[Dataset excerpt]
===============

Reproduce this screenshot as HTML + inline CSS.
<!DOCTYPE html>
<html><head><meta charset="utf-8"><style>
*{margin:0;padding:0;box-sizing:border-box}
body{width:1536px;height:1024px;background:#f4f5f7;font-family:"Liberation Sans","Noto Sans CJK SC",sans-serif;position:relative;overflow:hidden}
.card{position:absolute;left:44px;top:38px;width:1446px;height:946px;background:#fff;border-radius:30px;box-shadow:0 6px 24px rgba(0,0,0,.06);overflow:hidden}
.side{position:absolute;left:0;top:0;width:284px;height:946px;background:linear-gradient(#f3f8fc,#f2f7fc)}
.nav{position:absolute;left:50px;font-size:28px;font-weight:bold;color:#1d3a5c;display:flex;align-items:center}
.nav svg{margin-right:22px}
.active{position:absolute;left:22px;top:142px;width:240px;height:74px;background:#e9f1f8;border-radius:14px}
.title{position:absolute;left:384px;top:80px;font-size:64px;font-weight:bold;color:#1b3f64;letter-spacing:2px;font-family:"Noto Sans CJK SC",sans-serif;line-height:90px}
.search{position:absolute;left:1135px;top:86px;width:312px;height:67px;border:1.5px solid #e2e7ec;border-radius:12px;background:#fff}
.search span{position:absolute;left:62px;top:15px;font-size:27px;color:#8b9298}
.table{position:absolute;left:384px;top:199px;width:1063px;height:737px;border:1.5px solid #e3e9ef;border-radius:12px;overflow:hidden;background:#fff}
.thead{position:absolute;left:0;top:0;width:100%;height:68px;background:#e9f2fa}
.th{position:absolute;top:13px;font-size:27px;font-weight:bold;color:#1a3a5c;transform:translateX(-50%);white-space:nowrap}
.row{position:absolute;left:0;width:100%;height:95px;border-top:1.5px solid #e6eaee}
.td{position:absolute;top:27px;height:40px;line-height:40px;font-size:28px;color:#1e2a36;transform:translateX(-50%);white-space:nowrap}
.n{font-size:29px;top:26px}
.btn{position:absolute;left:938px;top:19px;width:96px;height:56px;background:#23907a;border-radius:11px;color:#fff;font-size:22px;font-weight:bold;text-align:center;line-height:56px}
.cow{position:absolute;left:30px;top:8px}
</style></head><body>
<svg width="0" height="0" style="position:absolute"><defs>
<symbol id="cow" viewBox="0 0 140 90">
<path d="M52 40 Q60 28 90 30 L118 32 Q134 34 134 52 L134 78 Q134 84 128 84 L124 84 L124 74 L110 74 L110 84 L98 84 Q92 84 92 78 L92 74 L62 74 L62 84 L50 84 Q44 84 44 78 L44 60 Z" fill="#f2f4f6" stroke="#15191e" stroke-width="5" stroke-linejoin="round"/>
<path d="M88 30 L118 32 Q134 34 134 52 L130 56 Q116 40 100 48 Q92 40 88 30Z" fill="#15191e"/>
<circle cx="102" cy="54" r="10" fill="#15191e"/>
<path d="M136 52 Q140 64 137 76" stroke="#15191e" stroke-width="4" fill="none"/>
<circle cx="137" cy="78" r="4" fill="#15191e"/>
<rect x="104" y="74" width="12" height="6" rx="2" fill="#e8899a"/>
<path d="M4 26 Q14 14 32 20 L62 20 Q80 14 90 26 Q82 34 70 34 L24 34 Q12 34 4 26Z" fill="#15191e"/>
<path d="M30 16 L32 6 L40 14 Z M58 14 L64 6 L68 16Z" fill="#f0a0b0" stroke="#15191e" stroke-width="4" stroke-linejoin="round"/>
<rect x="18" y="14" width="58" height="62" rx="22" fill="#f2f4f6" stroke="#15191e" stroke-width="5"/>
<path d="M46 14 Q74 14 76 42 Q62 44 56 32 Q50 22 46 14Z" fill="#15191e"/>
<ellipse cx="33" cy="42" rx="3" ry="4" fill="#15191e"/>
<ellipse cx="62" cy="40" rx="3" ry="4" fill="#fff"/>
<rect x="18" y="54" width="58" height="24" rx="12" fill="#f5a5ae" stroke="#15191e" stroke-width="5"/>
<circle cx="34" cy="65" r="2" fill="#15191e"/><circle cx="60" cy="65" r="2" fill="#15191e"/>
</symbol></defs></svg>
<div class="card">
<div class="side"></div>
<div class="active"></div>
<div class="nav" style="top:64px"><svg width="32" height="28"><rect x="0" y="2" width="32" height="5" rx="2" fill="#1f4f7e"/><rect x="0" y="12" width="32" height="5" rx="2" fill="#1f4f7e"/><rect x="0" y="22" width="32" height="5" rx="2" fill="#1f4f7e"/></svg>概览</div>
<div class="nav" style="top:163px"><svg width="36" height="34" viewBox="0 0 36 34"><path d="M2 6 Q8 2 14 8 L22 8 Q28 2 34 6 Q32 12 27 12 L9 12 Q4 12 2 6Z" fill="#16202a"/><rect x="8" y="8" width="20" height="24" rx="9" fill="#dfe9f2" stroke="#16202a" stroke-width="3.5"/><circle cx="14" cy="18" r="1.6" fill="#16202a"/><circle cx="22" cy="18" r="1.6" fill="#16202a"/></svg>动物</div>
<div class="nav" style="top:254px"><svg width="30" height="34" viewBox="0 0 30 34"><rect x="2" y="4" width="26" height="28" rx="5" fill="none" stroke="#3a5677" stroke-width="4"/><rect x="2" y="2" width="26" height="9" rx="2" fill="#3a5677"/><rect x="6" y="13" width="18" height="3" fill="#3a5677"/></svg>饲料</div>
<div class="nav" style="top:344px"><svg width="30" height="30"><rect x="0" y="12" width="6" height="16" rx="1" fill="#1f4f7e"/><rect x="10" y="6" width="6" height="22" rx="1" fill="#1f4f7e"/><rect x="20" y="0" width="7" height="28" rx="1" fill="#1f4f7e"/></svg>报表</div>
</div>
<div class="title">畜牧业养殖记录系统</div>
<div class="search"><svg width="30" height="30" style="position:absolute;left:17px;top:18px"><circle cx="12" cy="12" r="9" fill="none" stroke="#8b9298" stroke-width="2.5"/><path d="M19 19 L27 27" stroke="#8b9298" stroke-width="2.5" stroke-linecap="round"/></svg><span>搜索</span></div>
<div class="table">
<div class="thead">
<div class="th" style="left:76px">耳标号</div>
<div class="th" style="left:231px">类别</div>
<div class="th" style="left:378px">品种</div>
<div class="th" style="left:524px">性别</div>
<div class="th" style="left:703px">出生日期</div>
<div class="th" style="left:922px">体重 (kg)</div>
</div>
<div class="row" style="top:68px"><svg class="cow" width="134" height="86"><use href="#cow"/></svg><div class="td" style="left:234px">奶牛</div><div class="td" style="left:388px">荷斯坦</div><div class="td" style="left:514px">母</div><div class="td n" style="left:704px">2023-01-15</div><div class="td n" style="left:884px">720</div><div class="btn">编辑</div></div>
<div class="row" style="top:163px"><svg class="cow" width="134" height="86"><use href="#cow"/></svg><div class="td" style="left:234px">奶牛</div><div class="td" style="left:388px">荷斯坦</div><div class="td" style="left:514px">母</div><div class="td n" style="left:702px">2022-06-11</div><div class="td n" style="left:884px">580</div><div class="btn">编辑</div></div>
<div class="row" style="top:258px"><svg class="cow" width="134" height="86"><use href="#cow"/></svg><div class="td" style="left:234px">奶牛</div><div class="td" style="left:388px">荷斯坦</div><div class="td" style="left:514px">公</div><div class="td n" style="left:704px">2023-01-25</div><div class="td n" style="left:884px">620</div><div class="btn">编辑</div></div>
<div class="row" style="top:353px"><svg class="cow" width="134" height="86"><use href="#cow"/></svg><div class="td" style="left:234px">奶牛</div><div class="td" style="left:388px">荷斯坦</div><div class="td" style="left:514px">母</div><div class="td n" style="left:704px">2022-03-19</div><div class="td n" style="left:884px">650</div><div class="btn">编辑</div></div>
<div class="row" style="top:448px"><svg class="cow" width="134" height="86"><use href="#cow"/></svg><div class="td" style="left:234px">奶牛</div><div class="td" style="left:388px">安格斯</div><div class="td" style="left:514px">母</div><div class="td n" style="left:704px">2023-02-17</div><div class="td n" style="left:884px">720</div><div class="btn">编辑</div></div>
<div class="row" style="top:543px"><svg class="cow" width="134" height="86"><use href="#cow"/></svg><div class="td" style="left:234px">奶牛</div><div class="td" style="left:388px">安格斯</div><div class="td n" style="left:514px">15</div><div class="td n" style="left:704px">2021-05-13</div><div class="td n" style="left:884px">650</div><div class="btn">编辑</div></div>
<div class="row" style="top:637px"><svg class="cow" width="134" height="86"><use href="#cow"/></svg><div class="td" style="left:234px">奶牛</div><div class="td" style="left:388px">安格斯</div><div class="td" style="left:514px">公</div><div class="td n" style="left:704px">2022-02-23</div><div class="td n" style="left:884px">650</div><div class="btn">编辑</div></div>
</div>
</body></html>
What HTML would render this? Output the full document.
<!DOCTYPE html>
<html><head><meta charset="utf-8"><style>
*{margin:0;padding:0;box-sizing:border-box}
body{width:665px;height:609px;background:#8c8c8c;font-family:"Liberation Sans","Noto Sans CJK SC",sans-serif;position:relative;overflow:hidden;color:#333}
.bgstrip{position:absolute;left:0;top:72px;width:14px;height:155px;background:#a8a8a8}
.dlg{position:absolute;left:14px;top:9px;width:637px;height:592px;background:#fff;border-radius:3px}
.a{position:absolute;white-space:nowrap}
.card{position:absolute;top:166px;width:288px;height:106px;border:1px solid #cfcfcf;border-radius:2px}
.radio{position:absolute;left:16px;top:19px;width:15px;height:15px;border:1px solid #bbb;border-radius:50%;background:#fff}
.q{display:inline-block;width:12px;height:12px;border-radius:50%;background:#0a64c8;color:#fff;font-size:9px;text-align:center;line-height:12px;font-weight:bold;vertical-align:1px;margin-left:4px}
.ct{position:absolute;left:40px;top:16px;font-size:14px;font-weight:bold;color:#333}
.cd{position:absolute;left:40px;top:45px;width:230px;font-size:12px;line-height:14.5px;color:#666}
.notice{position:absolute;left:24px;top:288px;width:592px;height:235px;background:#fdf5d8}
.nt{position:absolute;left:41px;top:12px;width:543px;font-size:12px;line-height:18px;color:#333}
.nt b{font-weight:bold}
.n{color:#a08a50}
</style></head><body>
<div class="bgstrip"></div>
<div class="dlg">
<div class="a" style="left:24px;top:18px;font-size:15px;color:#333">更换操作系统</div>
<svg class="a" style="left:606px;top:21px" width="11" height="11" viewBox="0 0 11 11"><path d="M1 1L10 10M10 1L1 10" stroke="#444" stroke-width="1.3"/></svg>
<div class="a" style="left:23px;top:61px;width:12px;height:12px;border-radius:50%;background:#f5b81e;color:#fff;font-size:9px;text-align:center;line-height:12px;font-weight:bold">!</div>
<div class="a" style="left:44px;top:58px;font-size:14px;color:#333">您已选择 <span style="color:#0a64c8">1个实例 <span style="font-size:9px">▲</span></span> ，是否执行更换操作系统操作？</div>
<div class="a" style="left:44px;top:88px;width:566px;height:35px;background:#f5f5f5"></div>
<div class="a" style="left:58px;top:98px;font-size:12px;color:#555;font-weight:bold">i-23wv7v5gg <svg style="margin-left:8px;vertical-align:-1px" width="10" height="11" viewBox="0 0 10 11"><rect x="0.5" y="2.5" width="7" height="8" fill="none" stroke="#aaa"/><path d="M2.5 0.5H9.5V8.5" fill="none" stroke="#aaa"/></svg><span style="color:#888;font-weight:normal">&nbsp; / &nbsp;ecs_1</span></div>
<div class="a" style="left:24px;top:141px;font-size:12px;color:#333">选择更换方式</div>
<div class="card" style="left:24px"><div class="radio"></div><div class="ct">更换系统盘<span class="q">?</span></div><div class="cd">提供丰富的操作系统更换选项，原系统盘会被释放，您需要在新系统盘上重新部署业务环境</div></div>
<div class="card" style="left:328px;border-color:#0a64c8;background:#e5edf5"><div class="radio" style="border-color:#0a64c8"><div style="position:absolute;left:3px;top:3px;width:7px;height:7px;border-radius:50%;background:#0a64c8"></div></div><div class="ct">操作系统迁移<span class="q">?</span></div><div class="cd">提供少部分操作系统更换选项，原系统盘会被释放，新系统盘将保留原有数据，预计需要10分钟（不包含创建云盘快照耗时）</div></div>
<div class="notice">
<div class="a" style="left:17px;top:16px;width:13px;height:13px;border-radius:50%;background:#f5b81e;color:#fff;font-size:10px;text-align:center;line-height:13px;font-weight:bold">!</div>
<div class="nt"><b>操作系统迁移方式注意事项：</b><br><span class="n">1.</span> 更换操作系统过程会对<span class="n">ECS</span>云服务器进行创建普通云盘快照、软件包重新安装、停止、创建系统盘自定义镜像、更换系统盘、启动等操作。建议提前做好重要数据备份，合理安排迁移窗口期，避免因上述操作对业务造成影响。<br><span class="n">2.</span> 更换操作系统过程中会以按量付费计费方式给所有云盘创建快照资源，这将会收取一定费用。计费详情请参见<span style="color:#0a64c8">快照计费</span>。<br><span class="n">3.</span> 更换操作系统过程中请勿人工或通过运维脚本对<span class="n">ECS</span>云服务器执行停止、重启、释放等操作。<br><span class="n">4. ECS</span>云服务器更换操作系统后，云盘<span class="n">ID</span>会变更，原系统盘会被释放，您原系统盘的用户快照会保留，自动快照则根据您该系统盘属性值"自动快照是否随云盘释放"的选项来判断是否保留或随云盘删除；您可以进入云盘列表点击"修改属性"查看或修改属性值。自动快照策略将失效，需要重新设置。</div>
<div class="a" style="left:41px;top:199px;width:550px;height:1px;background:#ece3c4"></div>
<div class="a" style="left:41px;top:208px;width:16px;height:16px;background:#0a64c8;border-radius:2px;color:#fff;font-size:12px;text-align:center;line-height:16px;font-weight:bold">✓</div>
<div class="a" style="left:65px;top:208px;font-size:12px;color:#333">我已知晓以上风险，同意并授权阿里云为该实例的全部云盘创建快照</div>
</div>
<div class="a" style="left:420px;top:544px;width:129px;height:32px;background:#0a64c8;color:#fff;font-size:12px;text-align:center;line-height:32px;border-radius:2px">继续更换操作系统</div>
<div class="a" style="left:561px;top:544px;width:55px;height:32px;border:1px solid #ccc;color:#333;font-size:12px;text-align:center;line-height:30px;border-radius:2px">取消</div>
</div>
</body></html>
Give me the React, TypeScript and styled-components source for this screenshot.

===============

Return from the data every line that holds "inline".

Reproduce this screenshot as HTML + inline CSS.
.q{display:inline-block;width:12px;height:12px;border-radius:50%;background:#0a64c8;color:#fff;font-size:9px;text-align:center;line-height:12px;font-weight:bold;vertical-align:1px;margin-left:4px}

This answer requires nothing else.